The Vikings were well-represented on the All-NFC North team, a group put together by a panel of writers at ESPN.com.
Minnesota landed 10 players on the team, which tied with Green Bay for the most selections.
The majority of Minnesota's players came on defense, where the Vikings ranked third in yards allowed per game (314.9) and sixth in points allowed per game (19.2).
Three of the top four sack leaders in the division made the team: Minnesota defensive ends Everson Griffen (8.0) and Danielle Hunter (12.5) and Green Bay linebacker Nick Perry (11.0). The division's interception leaders, Minnesota cornerback Xavier Rhodes and Green Bay safety Ha Ha Clinton-Dix, also made the team.
The Vikings also had a pair of linebackers on the list in Eric Kendricks and Anthony Barr. Kendricks led the Vikings with 126 total tackles (according to the coaches' tally), while Barr was named to his second straight Pro Bowl.
A pair of other Vikings Pro Bowlers — safety Harrison Smith and defensive tackle Linval Joseph — were also honored by the four writers.
Vikings tight end Kyle Rudolph was Minnesota's lone representative on offense. Rudolph set career highs with 83 catches and 840 yards, and added seven touchdowns.
Minnesota also had a pair of special teamers who were recognized.
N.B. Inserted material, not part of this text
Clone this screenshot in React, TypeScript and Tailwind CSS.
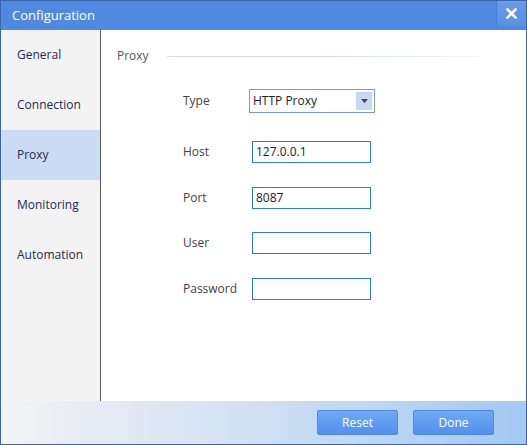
import React, { useState } from 'react';

const navItems = ['General', 'Connection', 'Proxy', 'Monitoring', 'Automation'];

// Text field with the thin blue Windows-style border
const Field: React.FC<{ value?: string }> = ({ value = '' }) => (
  <div className="w-[119px] h-[22px] border border-[#2f7fbf] bg-white flex items-center px-[3px] text-[12px] text-[#222]">
    {value}
  </div>
);

const Row: React.FC<{ label: string; children: React.ReactNode }> = ({ label, children }) => (
  <div className="flex items-center h-[22px]">
    <span className="w-[69px] text-[12px] text-[#444]">{label}</span>
    {children}
  </div>
);

export default function App() {
  const [active, setActive] = useState('Proxy');

  return (
    <div
      className="w-[527px] h-[445px] flex flex-col bg-white border border-[#3a66ad] overflow-hidden"
      style={{ fontFamily: '"Open Sans", "Noto Sans", sans-serif' }}
    >
      {/* Title bar */}
      <div className="h-[29px] shrink-0 bg-[#5289e0] flex items-center justify-between">
        <span className="pl-[11px] text-[13px] text-white">Configuration</span>
        <div className="w-[30px] h-[25px] self-start bg-gradient-to-b from-[#6b9ae6] to-[#5a8fe2] border-l border-[#4a7fd3] flex items-center justify-center">
          <svg width="11" height="11" viewBox="0 0 11 11">
            <path d="M1.5 1.5 L9.5 9.5 M9.5 1.5 L1.5 9.5" stroke="white" strokeWidth="2.6" strokeLinecap="square" />
          </svg>
        </div>
      </div>

      <div className="flex flex-1 min-h-0">
        {/* Sidebar */}
        <div className="w-[100px] shrink-0 bg-[#f3f3f3] border-r border-[#5a5a5a]">
          {navItems.map((item) => (
            <div
              key={item}
              onClick={() => setActive(item)}
              className={
                'h-[50px] flex items-center pl-[16px] pb-[1px] text-[12px] text-[#1e2a50] cursor-pointer ' +
                (active === item ? 'bg-[#cbdcf5]' : '')
              }
            >
              {item}
            </div>
          ))}
        </div>

        {/* Content */}
        <div className="flex-1 pl-[16px] pt-[17px]">
          <div className="flex items-center">
            <span className="text-[12px] text-[#555]">Proxy</span>
            <div className="ml-[18px] h-px w-[314px] bg-gradient-to-r from-[#d5dde8] via-[#d5dde8] to-[#f6f7f9]" />
          </div>

          <div className="pl-[66px] pt-[24px] flex flex-col">
            <div className="flex items-center h-[24px]">
              <span className="w-[66px] text-[12px] text-[#444]">Type</span>
              <div className="w-[126px] h-[24px] border border-[#7a9cc4] flex items-center justify-between pl-[3px] pr-[2px] text-[12px] text-[#222]">
                HTTP Proxy
                <div className="w-[16px] h-[18px] bg-[#c8d8f8] flex items-center justify-center">
                  <svg width="7" height="4" viewBox="0 0 7 4">
                    <path d="M0 0 H7 L3.5 4 Z" fill="#444" />
                  </svg>
                </div>
              </div>
            </div>

            <div className="flex flex-col gap-[23.5px] mt-[28px]">
              <Row label="Host"><Field value="127.0.0.1" /></Row>
              <Row label="Port"><Field value="8087" /></Row>
              <Row label="User"><Field /></Row>
              <Row label="Password"><Field /></Row>
            </div>
          </div>
        </div>
      </div>

      {/* Footer */}
      <div className="h-[43px] shrink-0 bg-gradient-to-r from-[#f3f3f3] via-[#cfe0f3] to-[#a3c8f3] flex items-center justify-end gap-[15px] pr-[32px]">
        <button className="w-[81px] h-[25px] rounded-[2px] border border-[#4a8ae0] bg-gradient-to-b from-[#6eaaf6] to-[#5290ea] text-white text-[12px]">
          Reset
        </button>
        <button className="w-[81px] h-[25px] rounded-[2px] border border-[#4a8ae0] bg-gradient-to-b from-[#6eaaf6] to-[#5290ea] text-white text-[12px]">
          Done
        </button>
      </div>
    </div>
  );
}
Rookie linebacker Kentrell Brothers was honored for his play on special teams after recording nine tackles.
And Cordarrelle Patterson — another Vikings Pro Bowl selection — was an unanimous selection as the division's top returner after he led the NFL with a kickoff return average of 31.7 yards.
Robison gives advice on eve of Signing Day
National Signing Day is Wednesday, a day when high school seniors make a decision on where to play college football.
Members of the Vikings were in the same position in the past, so Andrew Krammer of the Star Tribune took a look at how their rankings played out over time.
Krammer, who chatted with Vikings defensive end Brian Robison (a three-star recruit), wrote:
You don't need to look beyond the Vikings roster to see examples of the unheralded paths taken to the NFL by players both driven and fortunate enough to stand above the crowd. That's the case across the league with Sunday's Super Bowl littered with two-star recruits like Falcons center Alex Mack and unrated prospects such as Patriots receiver Chris Hogan, a Monmouth product.
"It doesn't really matter what these recruiting services put on what type of athlete you are — three stars, two stars or five stars — it really doesn't matter," Robison said. "It's about what you do when you're there."
This isn't a critique of the recruiting ratings system, which can be a relatively reliable barometer for future success. The Vikings field a handful of former five-star recruits, and most of them, such as Adrian Peterson, Stefon Diggs, Everson Griffen and Kyle Rudolph, proved to be worth the high marks bestowed upon them as teenagers.
But for many, including Robison, the ratings create chips on shoulders as the players are compared with their peers. Robison instantly recalled being tabbed a "three star" and assessing some of the five-star recruits he'd known back in 2002. Some prospects are even being judged at positions they may never play for their college and/or professional teams.